February 9, 2013
The Mysteries of Downton Abbey: Part One

I recently came across one of those popular article inserts asking Who are you in Downton Abbey?   I’m sure everyone rushed to their local water cooler to declare themselves “a Mrs. Patmore” or that sweaty looking wanna-be valet with the bad comb over last seen working at Mrs. Crawley’s.  I’m having a t-shirt made right at this moment that reads “I’m an O’Brien,”  as I  pull back my hair, leaving only two tiny cocktail weenie curls, symmetrically located on my sour little face (Question:  Is it by accident or design that O’Brien and Jan Brady have the exact same forehead hair and sense of social injustice?  Discuss.)  Before I leave this paragraph entirely, I have no idea what the wanna-be valet actually does at Downton.  He isn’t a footman.  He isn’t a valet (as we know).  I’ve never seen him cooking or polishing silver…come to think of it, I only see him at mealtime, seated somewhere between Anna and Alfred, reminiscent of the groupies “eating all the steak” backstage in Almost Famous.

The Almost Famous valet is only one of the many characters that I no longer understand in this season’s Downton Abbey.  Let’s begin downstairs, shall we?

Daisy and The Footmen

While Daisy and the Footmen, sounds like a cross between a Victorian novel by Anonymous and an independent film produced in the San Fernando Valley, circa 1978, it’s really more of an historical Bob and Carol and Ted and Alice.  To recap:  Daisy likes Alfred who is the first footman.  He likes the new rouge-wearing kitchen maid, who in turn has eyes for the second footman, Jimmy, who is appears to like Daisy, who likes Alfred, and so on.  But wait!  Is that the pizza delivery guy at the door, natty in his valet’s uniform, all roving eyes and hands, directing innuendos at the uncomfortable Jimmy?  Hullooo Thomas!

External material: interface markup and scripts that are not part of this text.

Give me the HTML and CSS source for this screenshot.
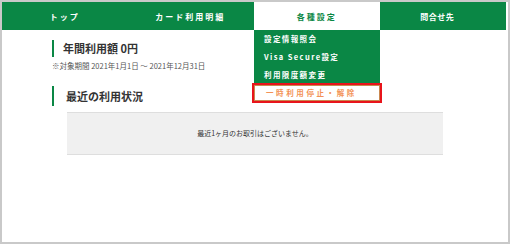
FILE: index.html
```html
<!DOCTYPE html>
<html lang="ja">
<head>
    <meta charset="UTF-8">
    <meta name="viewport" content="width=device-width, initial-scale=1.0">
    <title>会員メニュー</title>
    <link rel="stylesheet" href="styles.css">
</head>
<body>
    <div id="frame">
        <div id="global-nav">
            <div class="nav-tab">トップ</div>
            <div class="nav-tab">カード利用明細</div>
            <div class="nav-tab active">
                各種設定
                <!-- dropdown opened under the active tab -->
                <ul class="dropdown">
                    <li class="dropdown-item">設定情報照会</li>
                    <li class="dropdown-item">Visa Secure設定</li>
                    <li class="dropdown-item">利用限度額変更</li>
                    <li class="dropdown-item highlight">一時利用停止・解除</li>
                </ul>
            </div>
            <div class="nav-tab contact"><span class="contact-label">問合せ先</span></div>
        </div>

        <div id="content">
            <h2 class="section-title first">年間利用額 0円</h2>
            <p class="period">※対象期間 2021年1月1日 ～ 2021年12月31日</p>

            <h2 class="section-title second">最近の利用状況</h2>
            <div class="notice-box">最近1ヶ月のお取引はございません。</div>
        </div>
    </div>
</body>
</html>
```

FILE: styles.css
```css
body {
    margin: 0;
    padding: 0;
    font-family: "Noto Sans CJK JP", "Noto Sans", sans-serif;
    background-color: #ffffff;
    color: #333333;
}

#frame {
    width: 510px;
    height: 244px;
    box-sizing: border-box;
    border: 2px solid #c9c9c9;
    background-color: #ffffff;
}

#global-nav {
    display: flex;
    width: 504px;
    height: 28px;
    background-color: #0a8745;
}

.nav-tab {
    position: relative;
    flex: 1;
    display: flex;
    align-items: center;
    justify-content: center;
    color: #ffffff;
    font-size: 8px;
    font-weight: bold;
    letter-spacing: 2px;
}

.nav-tab.active {
    background-color: #ffffff;
    color: #0a8745;
    margin: 0 1px;
}

.nav-tab.contact {
    letter-spacing: 0.5px;
}

.contact-label {
    margin-right: 12px;
}

.dropdown {
    position: absolute;
    top: 28px;
    left: 0;
    width: 126px;
    margin: 0;
    padding: 0;
    list-style: none;
    background-color: #0a8745;
    z-index: 1;
}

.dropdown-item {
    height: 18px;
    line-height: 18px;
    padding-left: 10px;
    color: #ffffff;
    font-size: 7.5px;
    font-weight: bold;
    letter-spacing: 1.4px;
}

.dropdown-item.highlight {
    margin-top: 1px;
    height: 14px;
    line-height: 14px;
    padding-left: 11px;
    background-color: #ffffff;
    color: #f39256;
    border: 1px solid #c9874f;
    outline: 2px solid #e8141b;
    letter-spacing: 2.6px;
}

#content {
    padding-left: 50px;
    padding-top: 10px;
}

.section-title {
    margin: 0;
    border-left: 2px solid #0a8745;
    font-size: 11px;
    font-weight: bold;
    color: #333333;
}

.section-title.first {
    height: 17px;
    line-height: 17px;
    padding-left: 9px;
}

.section-title.second {
    margin-top: 15px;
    height: 20px;
    line-height: 20px;
    padding-left: 12px;
}

.period {
    margin: 4px 0 0 0;
    font-size: 7.5px;
    line-height: 10px;
    color: #555555;
}

.notice-box {
    margin: 6px 0 0 15px;
    width: 376px;
    height: 41px;
    line-height: 41px;
    background-color: #f0f0f0;
    border-top: 1px solid #dedede;
    border-bottom: 1px solid #dedede;
    text-align: center;
    font-size: 7px;
    color: #333333;
}
```
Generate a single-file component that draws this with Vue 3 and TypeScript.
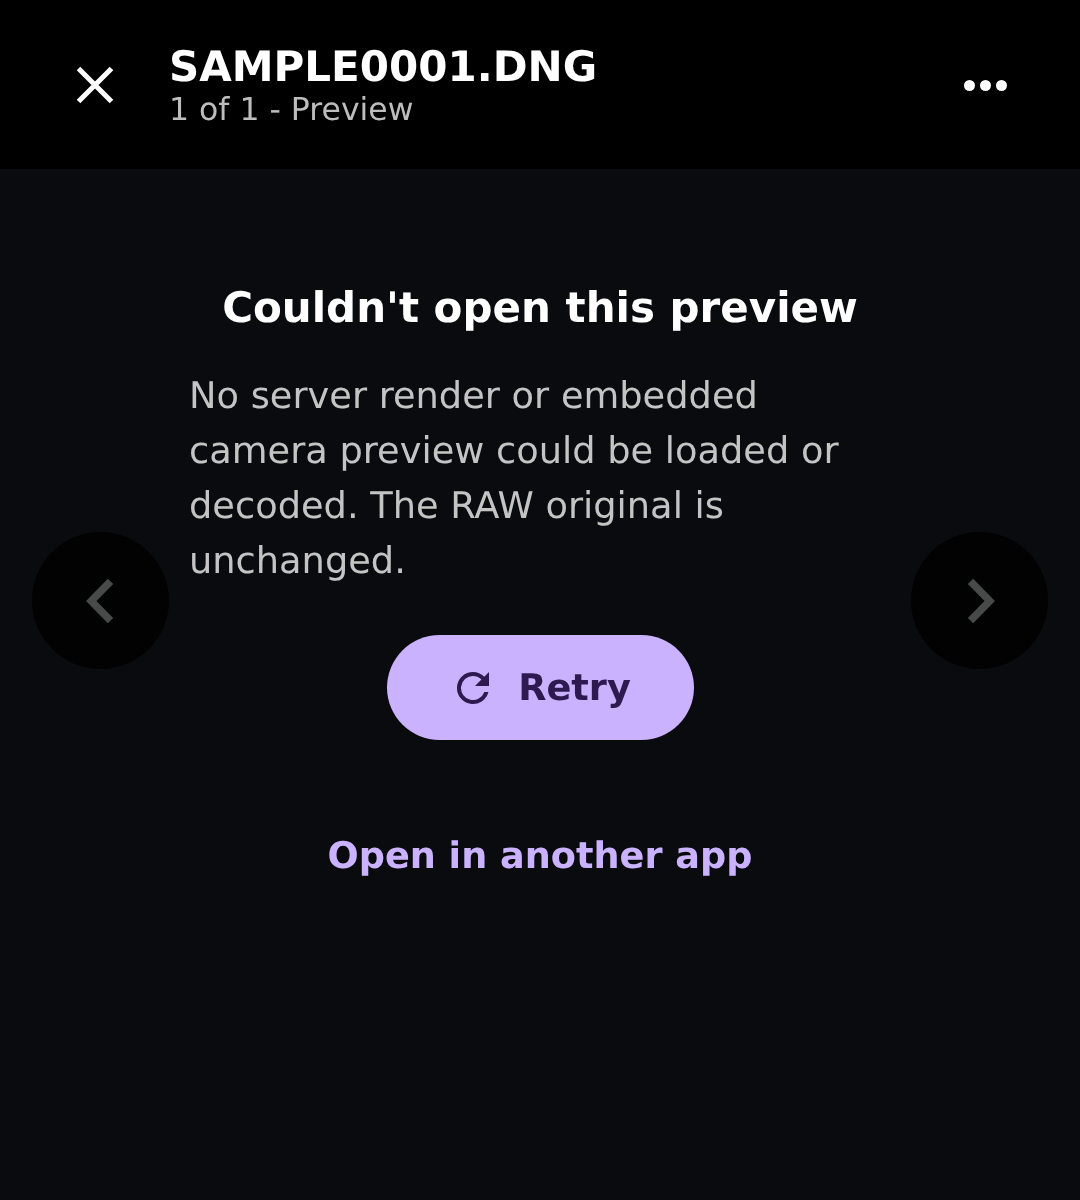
<template>
  <div class="screen">
    <header class="top-bar">
      <button class="close-btn" aria-label="Close">
        <svg width="40" height="40" viewBox="0 0 40 40">
          <path d="M3.5 3.5 L36.5 36.5 M36.5 3.5 L3.5 36.5" stroke="#fff" stroke-width="5" fill="none" />
        </svg>
      </button>
      <div class="titles">
        <div class="file-name">SAMPLE0001.DNG</div>
        <div class="file-sub">1 of 1 - Preview</div>
      </div>
      <button class="more-btn" aria-label="More">
        <span v-for="n in 3" :key="n" class="dot"></span>
      </button>
    </header>

    <main class="body">
      <button class="nav-btn prev" aria-label="Previous">
        <svg width="30" height="46" viewBox="0 0 30 46">
          <path d="M24.5 3.3 L5.3 23 L24.5 42.7" stroke="#484a4a" stroke-width="7.5" fill="none" />
        </svg>
      </button>
      <button class="nav-btn next" aria-label="Next">
        <svg width="30" height="46" viewBox="0 0 30 46">
          <path d="M5.5 3.3 L24.7 23 L5.5 42.7" stroke="#484a4a" stroke-width="7.5" fill="none" />
        </svg>
      </button>

      <section class="error">
        <h1 class="error-title">Couldn't open this preview</h1>
        <p class="error-text">No server render or embedded camera preview could be loaded or decoded. The RAW original is unchanged.</p>
        <button class="retry">
          <svg width="48" height="48" viewBox="0 0 24 24">
            <path d="M17.65 6.35A7.96 7.96 0 0 0 12 4a8 8 0 1 0 7.73 10h-2.08A6 6 0 1 1 12 6c1.66 0 3.14.69 4.22 1.78L13 11h7V4l-2.35 2.35z" fill="#2f1a4f" />
          </svg>
          <span>Retry</span>
        </button>
        <a class="other-app">Open in another app</a>
      </section>
    </main>
  </div>
</template>

<script setup lang="ts">
</script>

<style>
html, body {
  margin: 0;
  background: #0a0b0f;
}
</style>

<style scoped>
.screen {
  width: 1080px;
  height: 1200px;
  display: flex;
  flex-direction: column;
  background: #0a0b0f;
  font-family: "DejaVu Sans", sans-serif;
  text-rendering: geometricPrecision;
  overflow: hidden;
}
button {
  border: none;
  background: none;
  padding: 0;
  font-family: inherit;
  text-rendering: inherit;
}
.top-bar {
  height: 169px;
  flex: none;
  display: flex;
  align-items: center;
  background: #000;
  padding: 0 73px 0 75px;
  box-sizing: border-box;
}
.close-btn {
  width: 40px;
  height: 40px;
  margin-right: 54px;
  display: flex;
}
.titles {
  flex: 1;
  margin-top: 1px;
  will-change: transform;
}
.file-name {
  color: #fff;
  font-size: 42px;
  font-weight: 700;
  line-height: 50px;
}
.file-sub {
  color: #bdbdbd;
  font-size: 31.5px;
  line-height: 36px;
}
.more-btn {
  display: flex;
  gap: 5px;
  align-items: center;
  padding-top: 1px;
}
.dot {
  width: 11px;
  height: 11px;
  border-radius: 50%;
  background: #fff;
}
.body {
  flex: 1;
  position: relative;
}
.nav-btn {
  position: absolute;
  top: 363px;
  width: 137px;
  height: 137px;
  border-radius: 50%;
  background: #020203;
  display: flex;
  align-items: center;
  justify-content: center;
}
.prev { left: 32px; }
.next { right: 32px; }
.error {
  display: flex;
  flex-direction: column;
  align-items: center;
  padding-top: 113px;
  will-change: transform;
}
.error-title {
  margin: 0;
  color: #fff;
  font-size: 42px;
  font-weight: 700;
  line-height: 52px;
}
.error-text {
  margin: 34px 0 0;
  width: 702px;
  box-sizing: border-box;
  color: #c4c4c4;
  font-size: 36.75px;
  line-height: 55px;
}
.retry {
  margin-top: 47px;
  width: 307px;
  height: 105px;
  border-radius: 53px;
  background: #cbb2fe;
  color: #2f1a4f;
  font-size: 36.7px;
  font-weight: 700;
  display: flex;
  align-items: center;
  justify-content: center;
  gap: 21px;
}
.other-app {
  margin-top: 94px;
  color: #cbb2fe;
  font-size: 36.65px;
  font-weight: 700;
  line-height: 44px;
}
</style>
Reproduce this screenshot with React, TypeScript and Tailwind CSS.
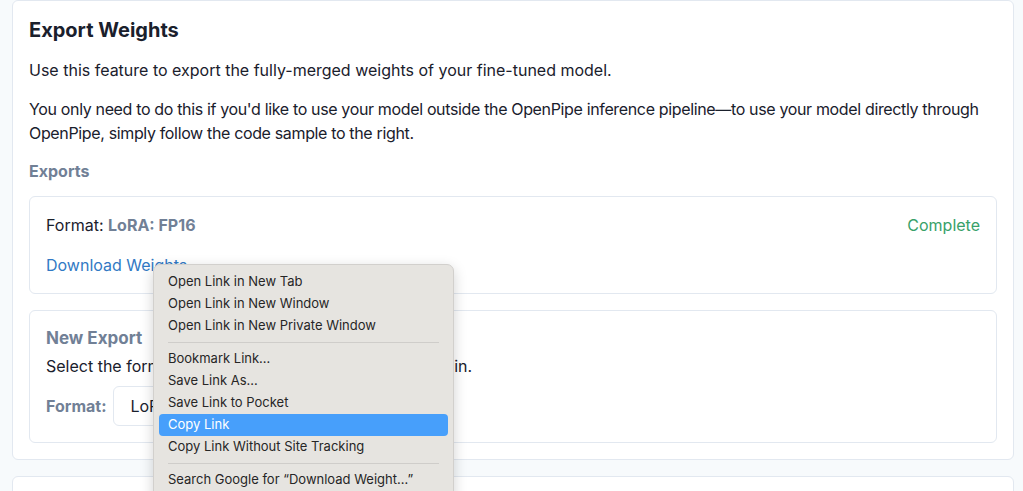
import React from "react";

const font = { fontFamily: "Inter, 'Noto Sans', sans-serif" };

function MenuItem({ label, active }: { label: string; active?: boolean }) {
  return (
    <div
      className={
        "mx-[5px] h-[22px] flex items-center px-[9px] rounded-[4px] text-[13px] " +
        (active ? "bg-[#479ffb] text-white" : "text-[#262626]")
      }
    >
      {label}
    </div>
  );
}

function Sep() {
  return <div className="mx-[14px] my-[5px] h-px bg-[#cfcdca]" />;
}

export default function App() {
  return (
    <div className="relative w-[1023px] h-[491px] overflow-hidden bg-[#f7fafc] text-[#1a202c]" style={font}>
      <div className="pl-3 pr-[9px] flex flex-col gap-[16px]">
        <div className="bg-white border border-[#e2e8f0] rounded-md px-4 pt-4 pb-4">
          <h2 className="text-[20px] leading-[26px] font-bold text-[#1a202c]">Export Weights</h2>
          <p className="mt-[15px] text-[16px] leading-[24px]">
            Use this feature to export the fully-merged weights of your fine-tuned model.
          </p>
          <p className="mt-[15px] text-[16px] leading-[24px] tracking-[-0.35px]">
            You only need to do this if you'd like to use your model outside the OpenPipe inference pipeline—to use your model directly through OpenPipe, simply follow the code sample to the right.
          </p>
          <h3 className="mt-[14px] text-[16px] leading-[24px] font-bold text-[#718096]">Exports</h3>
          <div className="mt-[13px] border border-[#e2e8f0] rounded-md p-4 flex flex-col gap-4">
            <div className="flex justify-between text-[16px] leading-[24px]">
              <span>
                Format: <span className="font-bold text-[#718096]">LoRA: FP16</span>
              </span>
              <span className="text-[#38a169]">Complete</span>
            </div>
            <div className="text-[16px] leading-[24px]">
              <a className="text-[#3179c4]">Download Weights</a>
            </div>
          </div>
          <div className="mt-4 border border-[#e2e8f0] rounded-md px-4 pt-[17px] pb-4">
            <h3 className="text-[17px] leading-[20px] font-bold text-[#718096]">New Export</h3>
            <p className="mt-[6px] text-[16px] leading-[24px]">
              Select the format you would like to export your model in.
            </p>
            <div className="mt-2 flex items-center gap-[7px]">
              <span className="text-[16px] font-bold text-[#718096]">Format:</span>
              <div className="h-[40px] w-[300px] border border-[#e2e8f0] rounded-md px-4 flex items-center text-[16px]">
                LoRA: FP16
              </div>
            </div>
          </div>
        </div>
        <div className="bg-white border border-[#e2e8f0] rounded-md h-[100px]" />
      </div>

      <div className="absolute left-[153px] top-[264px] w-[301px] h-[240px] bg-[#e6e4e0] border border-[#d2d0cd] rounded-[7px] shadow-[0_4px_14px_rgba(0,0,0,0.18)] pt-[6px]">
        <MenuItem label="Open Link in New Tab" />
        <MenuItem label="Open Link in New Window" />
        <MenuItem label="Open Link in New Private Window" />
        <Sep />
        <MenuItem label="Bookmark Link…" />
        <MenuItem label="Save Link As…" />
        <MenuItem label="Save Link to Pocket" />
        <MenuItem label="Copy Link" active />
        <MenuItem label="Copy Link Without Site Tracking" />
        <Sep />
        <MenuItem label="Search Google for “Download Weight…”" />
      </div>
    </div>
  );
}
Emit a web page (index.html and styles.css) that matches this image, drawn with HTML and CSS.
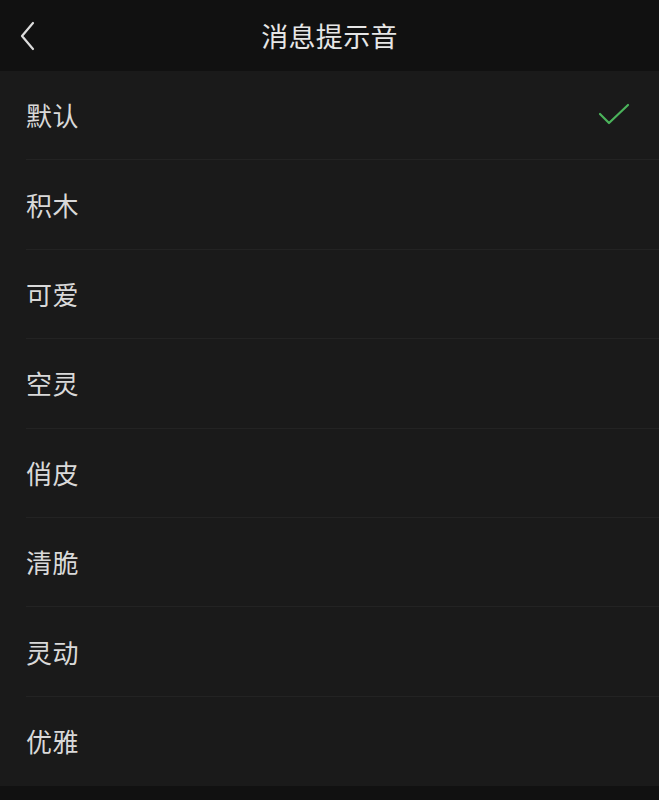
FILE: index.html
```html
<!DOCTYPE html>
<html lang="zh-CN">
<head>
<meta charset="utf-8">
<title>消息提示音</title>
<link rel="stylesheet" href="styles.css">
</head>
<body>
<div class="page">
  <header class="topbar">
    <div class="back">
      <svg width="16" height="30" viewBox="0 0 16 30"><polyline points="13,2 2,15 13,28" fill="none" stroke="#dcdcdc" stroke-width="2.2" stroke-linecap="round" stroke-linejoin="round"/></svg>
    </div>
    <h1 class="title">消息提示音</h1>
  </header>
  <ul class="list">
    <li class="row"><div class="inner"><span class="label">默认</span>
      <svg class="check" width="34" height="26" viewBox="0 0 34 26"><polyline points="3,12 12,21 31,3" fill="none" stroke="#4bb35b" stroke-width="2.2" stroke-linecap="round" stroke-linejoin="round"/></svg>
    </div></li>
    <li class="row"><div class="inner"><span class="label">积木</span></div></li>
    <li class="row"><div class="inner"><span class="label">可爱</span></div></li>
    <li class="row"><div class="inner"><span class="label">空灵</span></div></li>
    <li class="row"><div class="inner"><span class="label">俏皮</span></div></li>
    <li class="row"><div class="inner"><span class="label">清脆</span></div></li>
    <li class="row"><div class="inner"><span class="label">灵动</span></div></li>
    <li class="row last"><div class="inner"><span class="label">优雅</span></div></li>
  </ul>
</div>
</body>
</html>
```
FILE: styles.css
```css
html, body {
  margin: 0;
  padding: 0;
  background: #111111;
}
body {
  font-family: "Noto Sans CJK SC", "Noto Sans", sans-serif;
  color: #d9d9d9;
}
.page {
  width: 659px;
  height: 800px;
  overflow: hidden;
}
.topbar {
  height: 71px;
  background: #111111;
  position: relative;
  display: flex;
  align-items: center;
  justify-content: center;
}
.back {
  position: absolute;
  left: 20px;
  top: 21px;
  width: 16px;
  height: 30px;
}
.back svg { display: block; }
.title {
  margin: 0;
  font-size: 27px;
  font-weight: 400;
  color: #e6e6e6;
  letter-spacing: 0.3px;
  line-height: 1;
}
.list {
  list-style: none;
  margin: 0;
  padding: 0;
  background: #1a1a1a;
}
.row {
  height: 89.4px;
  padding-left: 26px;
  box-sizing: border-box;
}
.inner {
  height: 100%;
  box-sizing: border-box;
  border-bottom: 1px solid #232323;
  display: flex;
  align-items: center;
  justify-content: space-between;
  padding-right: 28px;
}
.row.last .inner {
  border-bottom: none;
}
.label {
  font-size: 26px;
  line-height: 1;
  color: #d9d9d9;
  letter-spacing: 0.5px;
}
.check { display: block; }
```
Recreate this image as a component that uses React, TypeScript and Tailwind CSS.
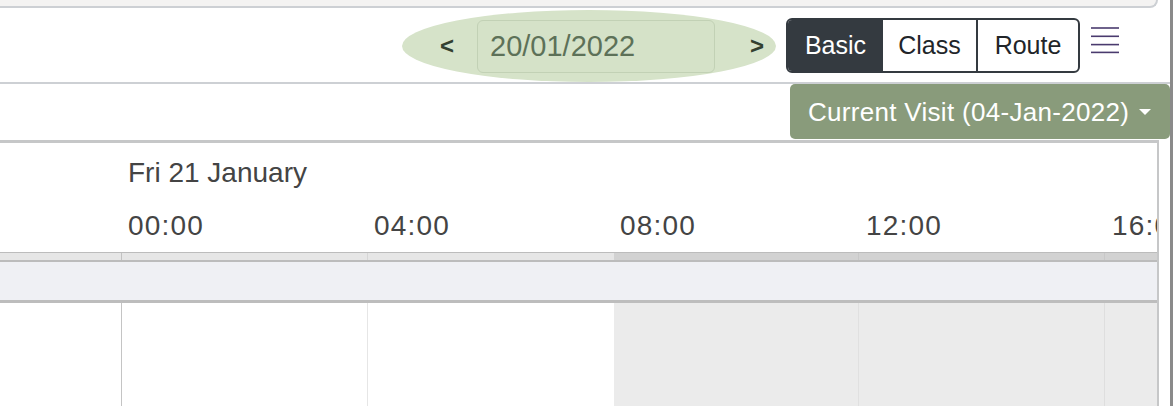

Hot Tramp, I Love You So, or Ethel

I realize that the comical value of any given name often depends upon one’s generation.  It doesn’t help that almost every single one hundred year old girl’s name has come back into style—except Ethel.  Ethel is pretty much the exact mathematical opposite of erotic (the other opposite of erotic at Downton is Lady Edith).  Or that the only Ethel many of us ever knew was Ethel Mertz, Lucy and Desi’s homebound tenant who had clearly married a man old enough to be her grandfather, thus establishing the accepted generational span for most Los Angeles marriages.  That Ethel Mertz traded her youth for a one bedroom apartment and a pair of landlords who were home often enough to constantly be on you to “turn the music down” is almost as sad as the story of Downton’s Ethel, a young women with what can only be described as a spectacular case of cooties.

Bates

Aurally, the Bate’s narrative is comparable to the difficulty of the accents in Trainspotting.  Though I couldn’t always catch what was being said in that film, I could at least hear them.  I am so taxed trying to understand Bates and his roommate and the prison guard and the friendly inmate that I now have a deep furrow between my eyebrows from squinting with effort.  Why?  Since my ears didn’t seem to be adequate to the task, I had to enlist the help of my eyes, as if all my senses are just some kind of massive power source of comprehension.  Worse, I’m filling in so much of the storyline that I am one professional contract and two postage stamps away from charging Julian Fellowes with my writing services.

Why is Bates being framed? Why, since he’s already convicted of murder, does anyone want to plant that large cigar in his bunk, the one that he hid between the bricks of his cell before transferring it to his cellmate’s bunk?  Who stands to gain from Bates remaining in prison? When did Bates become such an Important Person in the English prison system?  

All I know is that Bates has a cellmate who is in cahoots with a guard, and both of them are working overtime to make sure that Bates never gets out.   They remind me of the boy on the grade school playground who keeps harassing his female classmate because he “likes her.”  Downton, am I close?

Additionally, Bates keeps periodically grabbing his cellmate by the shirt and ramming him up against a wall:  In their shared cell, and in the prison passage way.  Last week Bates yanked him from their queue in the exercise yard, forcing him up against yet another wall in a secluded niche, this time with a small knife to the throat.  Let me see if I’m using the term correctly:  Is this what is meant by rough trade?